お互い(結婚)しなきゃしないで別にいいって話はしてて。でも「するんだったら、そろそろ指輪じゃないの?」と言われまして。で、すぐに買いに行って。渡すときは「(指輪の入った)袋をご覧になっているので既にご存知とは思いますが」って言って。

「言われたので」とか「わかっていると思うけど」とか、やたらに予防線を張り、ぶっきらぼうに渡すあたりがまさに彼らしく、当時の姿が目に浮かぶようだった。幸福を語る不器用さは、私のよく知る彼そのものだった。だが、その既知の中に、新たな一面も確かに垣間見えていた。恥じらいつつも、律儀に委細を語る彼。それは、根掘り葉掘り訊こうと意気込む友人がいたからこその姿であって、私と彼だけの空間では見なかったものに違いない。彼のことはよく知っていると自負していたが、実際は、私の知らぬ面というのが幾つもあるのだ。そして、それらを含む全ての面のうち、最も「素」に近い面というのを、あるがままに肯定し迎え入れてくれる人を、彼は見つけたのだ。それは、感慨深いことだ。

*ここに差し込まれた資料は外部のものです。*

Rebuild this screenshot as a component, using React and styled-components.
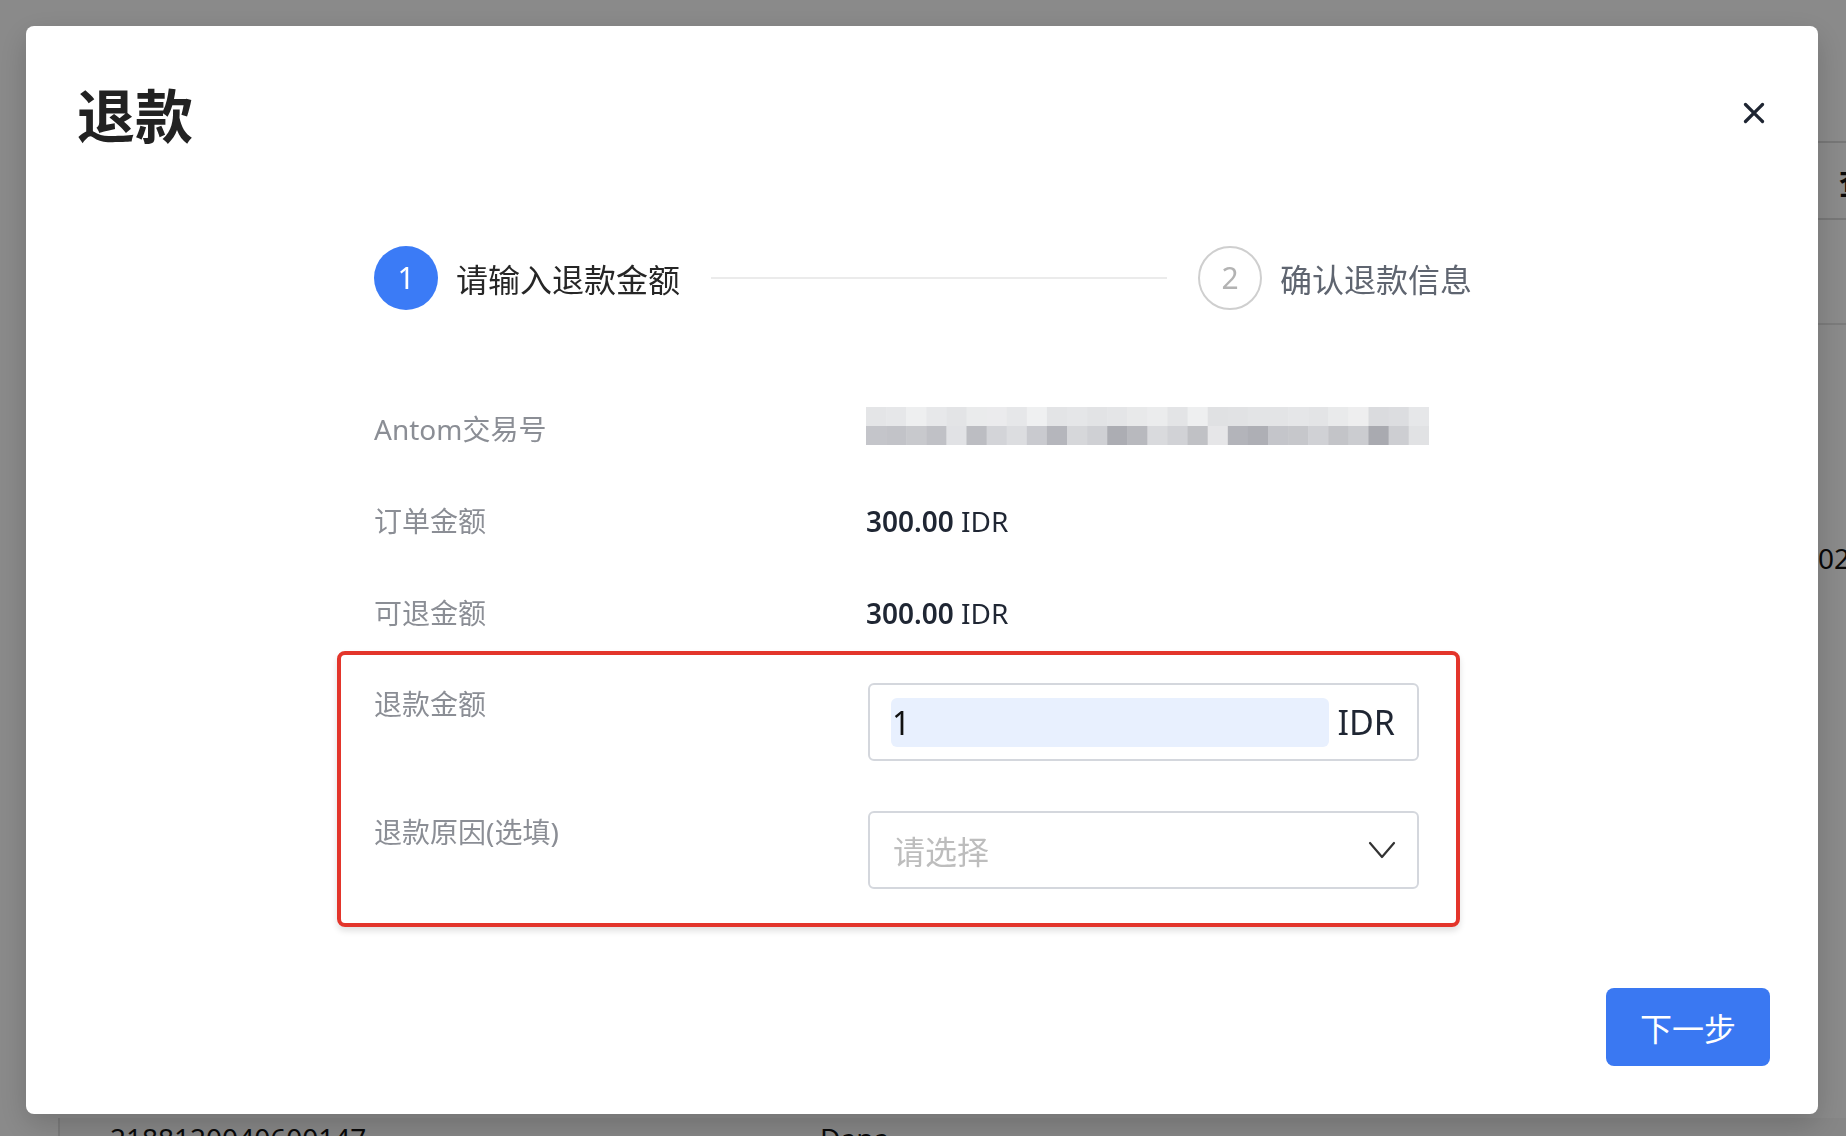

 三人とも良い具合に酔ってきて、話題が何処からか発展し、彼が「最高の文章とは何か」と問うてきた。そのときは「少し考えさせてくれ」と返したきり答えを出せずにいたのだが、帰りの電車で三つ、思い浮かぶ条件があった。一つ、簡潔であること。二つ、漠とした思考を言葉にして、読み手に新たな気づきを与えること。三つ、書き手の生き様が窺えること。友人は良い文を「文章に殴られる」と表現するが、一が正確性や瞬発力、二が技術やスキル、三が強度や重みとすれば、文と拳の対応づけも悪くないのではと思う。

 この条件から導き出した私なりの「最高」の文の話は次回にするとして、ここでは彼の告白もまた"One of the best"な文章であるといいたい。彼の告白は、肝心なことを一切言っていない。我々に言うのは恥ずかしいだけで、婚約者にははっきりと言ったのかもしれないが、それはもはや問題ではない。核心をあえて隠したとしても、彼の告白の意味は明白であり、かつ彼の普段見せない一面で我々を赤面させ、一方で不器用な彼の人生そのものを端的に言い表している。人生の節目となる言葉。それが最も良いものでなくて、なんだというのだ。

 私たちの結婚式のエンドロールで、彼と友人に送った言葉がある。それは『あなたたちのような友人に出会えて、私は幸せです』だった。これがくさいとかどうとかいう話はひとまず抜きにして、もう一度、この言葉を声を大にして言いたい。他人の幸せを願えるような清らかな人間ではないので、利己的になってしまうことは許して欲しい。君には、なにが良いだの、なにが最高だのとあまり気張らないで欲しい(そんな議論自体は私も楽しくて好きなので、それはまた飲むときにでも)。君の文章は、幸せは、生き様は、我々友人や家族を必ず幸せにしているから。君の幸せ──それはひいては私の幸せでもあるのだ──を、どうもありがとう。そして、結婚おめでとう。